A dairy processor witness representing Schreiber Foods (Schreiber) testified in support of Proposal 14 or 15. Schreiber is a fluid milk processor primarily manufacturing Class II and Class III products, with approximately 5 percent of their products sold as ESL Class I products. The witness testified that over the past 20 years risk management has become a necessary tool for companies with exposure to dairy market volatility. The witness said that only since the change to the average-of mover in 2019 have milk processors had a viable way to manage risk. The witness testified that, in response to requests from foodservice and retail customers to manage Class I costs, Schreiber has offered Class I forward contracts since 2019. Prior to 2019, the witness said creating an effective hedge for Class I milk was challenging as it was unknown whether Class III or Class IV would be the mover. The witness stressed the change to the average-of allows purchasers to use a combination of Class III and Class IV hedge positions, which gives everyone in the supply chain the ability to control their market risk in a way that was not previously possible under the higher-of.

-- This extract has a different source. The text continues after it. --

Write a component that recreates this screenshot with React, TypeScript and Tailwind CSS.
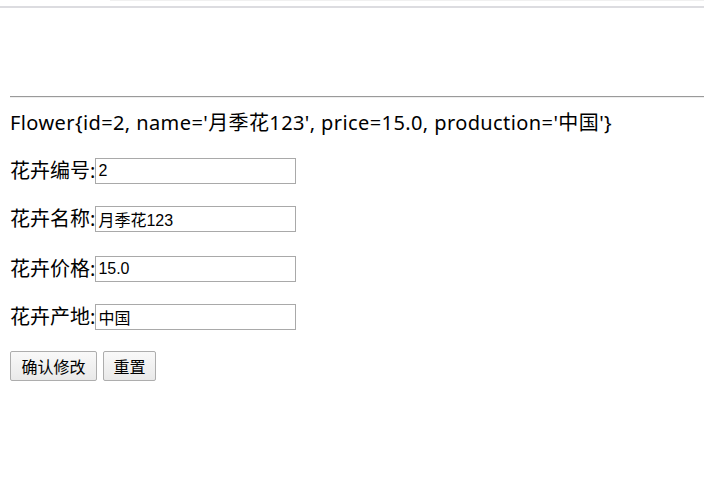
import { useState } from "react";

interface Flower {
    id: number;
    name: string;
    price: string;
    production: string;
}

const inputCls =
    "w-[201px] h-[26px] border border-[#a9a9a9] px-[2px] text-[16px] text-black outline-none font-['Liberation_Sans','Noto_Sans_CJK_SC',sans-serif]";

function Field({ label, value, onChange }: { label: string; value: string; onChange: (v: string) => void }) {
    return (
        <div className="flex items-center h-[26px]">
            <span className="leading-[26px]">{label}:</span>
            <input className={inputCls} value={value} onChange={(e) => onChange(e.target.value)} />
        </div>
    );
}

export default function App() {
    const flower: Flower = { id: 2, name: "月季花123", price: "15.0", production: "中国" };
    const [id, setId] = useState(String(flower.id));
    const [name, setName] = useState(flower.name);
    const [price, setPrice] = useState(flower.price);
    const [production, setProduction] = useState(flower.production);

    return (
        <main className="w-[704px] h-[482px] bg-white text-black text-[20px] font-['Noto_Sans','Noto_Sans_CJK_SC',sans-serif] overflow-hidden">
            {/* browser chrome leftovers */}
            <div className="h-px ml-[110px] bg-[#f0f0f0]" />
            <div className="h-[5px]" />
            <div className="h-[2px] bg-[#dcdce0]" />

            <section className="pl-[10px] pt-[88px]">
                <div className="h-[2px] border-t border-[#9a9a9a] border-b-[#eeeeee] border-b" />

                <p className="mt-[11px] leading-[28px] whitespace-nowrap tracking-[0.4px]">
                    Flower{"{"}id={flower.id}, name='{flower.name}', price={flower.price}, production='{flower.production}'{"}"}
                </p>

                <form className="flex flex-col mt-[21px]" onSubmit={(e) => e.preventDefault()}>
                    <Field label="花卉编号" value={id} onChange={setId} />
                    <div className="h-[22px]" />
                    <Field label="花卉名称" value={name} onChange={setName} />
                    <div className="h-[24px]" />
                    <Field label="花卉价格" value={price} onChange={setPrice} />
                    <div className="h-[22px]" />
                    <Field label="花卉产地" value={production} onChange={setProduction} />

                    <div className="flex gap-[6px] mt-[21px]">
                        <button
                            type="submit"
                            className="h-[30px] w-[87px] border border-[#adadad] rounded-[2px] bg-gradient-to-b from-[#f9f9f9] to-[#e9e9e9] text-[16px] font-['Noto_Sans_CJK_SC',sans-serif]"
                        >
                            确认修改
                        </button>
                        <button
                            type="reset"
                            className="h-[30px] w-[53px] border border-[#adadad] rounded-[2px] bg-gradient-to-b from-[#f9f9f9] to-[#e9e9e9] text-[16px] font-['Noto_Sans_CJK_SC',sans-serif]"
                            onClick={() => {
                                setId(String(flower.id));
                                setName(flower.name);
                                setPrice(flower.price);
                                setProduction(flower.production);
                            }}
                        >
                            重置
                        </button>
                    </div>
                </form>
            </section>
        </main>
    );
}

According to the witness, Schreiber hedges price risk for its ESL production through a combination of Class III and IV futures and swaps, and Class I swaps, which typically go out 12 to 18 months. Under Proposal 14, the witness explained, market participants will know the fixed adjuster in advance of the calendar year in order to conduct their hedging analyses for the coming year. If the Class I mover were to revert to the higher-of, the witness testified they would have to either find a different way to hedge or cease offering forward contracts on their ESL products.

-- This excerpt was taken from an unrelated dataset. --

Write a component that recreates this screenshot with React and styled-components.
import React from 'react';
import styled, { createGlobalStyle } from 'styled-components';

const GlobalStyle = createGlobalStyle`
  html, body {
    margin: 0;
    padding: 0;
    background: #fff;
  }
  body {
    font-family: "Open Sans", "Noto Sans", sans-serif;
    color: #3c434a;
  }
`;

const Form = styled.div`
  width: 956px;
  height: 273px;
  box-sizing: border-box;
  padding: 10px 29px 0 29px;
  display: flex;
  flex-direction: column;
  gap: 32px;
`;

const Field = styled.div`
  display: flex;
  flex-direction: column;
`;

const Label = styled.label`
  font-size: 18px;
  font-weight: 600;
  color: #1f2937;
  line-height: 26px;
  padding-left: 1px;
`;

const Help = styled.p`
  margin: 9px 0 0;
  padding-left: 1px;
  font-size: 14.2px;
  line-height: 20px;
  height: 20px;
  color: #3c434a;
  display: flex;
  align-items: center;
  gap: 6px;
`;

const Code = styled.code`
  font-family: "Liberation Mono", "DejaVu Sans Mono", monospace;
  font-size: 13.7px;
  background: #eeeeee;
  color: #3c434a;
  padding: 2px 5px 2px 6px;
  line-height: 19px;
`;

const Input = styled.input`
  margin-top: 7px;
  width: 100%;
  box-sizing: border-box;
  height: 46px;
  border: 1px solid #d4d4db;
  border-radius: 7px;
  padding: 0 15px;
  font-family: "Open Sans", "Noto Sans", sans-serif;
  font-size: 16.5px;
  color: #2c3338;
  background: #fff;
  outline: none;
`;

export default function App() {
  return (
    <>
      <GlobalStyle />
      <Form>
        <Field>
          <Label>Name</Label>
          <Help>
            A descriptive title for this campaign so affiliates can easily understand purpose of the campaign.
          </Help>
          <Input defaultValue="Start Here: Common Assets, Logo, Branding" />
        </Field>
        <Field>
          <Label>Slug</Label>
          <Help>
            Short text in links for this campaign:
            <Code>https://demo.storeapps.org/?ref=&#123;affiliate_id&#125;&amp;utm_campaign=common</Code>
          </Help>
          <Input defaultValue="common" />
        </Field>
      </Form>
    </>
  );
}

A witness representing Nestlé USA (Nestlé) testified in support of Proposal 14. Nestlé is a fluid milk processor operating one plant regulated by the FMMO system. Nestlé procures milk from cooperatives using contract agreements, the witness testified, and offers its customers an annual fixed price contract for their primary Class I product, an ESL product. The witness stressed the importance of hedging to manage risk and compete in the market against nondairy beverages. The witness stated Nestlé did not use hedging for Class I under the higher-of mover because not knowing which class price would be higher caused uncertainty. The witness testified Nestlé currently hedges all its Class I milk purchases using Classes III and IV futures contracts, and while they have an 18-month outlook they typically hedge Class I milk 6 months out. If USDA returns to the higher-of mover, the witness testified, Nestlé would not be able to continue hedging its Class I milk. The witness testified price volatility has specific impacts on ESL products, as it is challenging for retailers to set different prices due to monthly milk price fluctuations for two identical products sold at the same time but produced in different months.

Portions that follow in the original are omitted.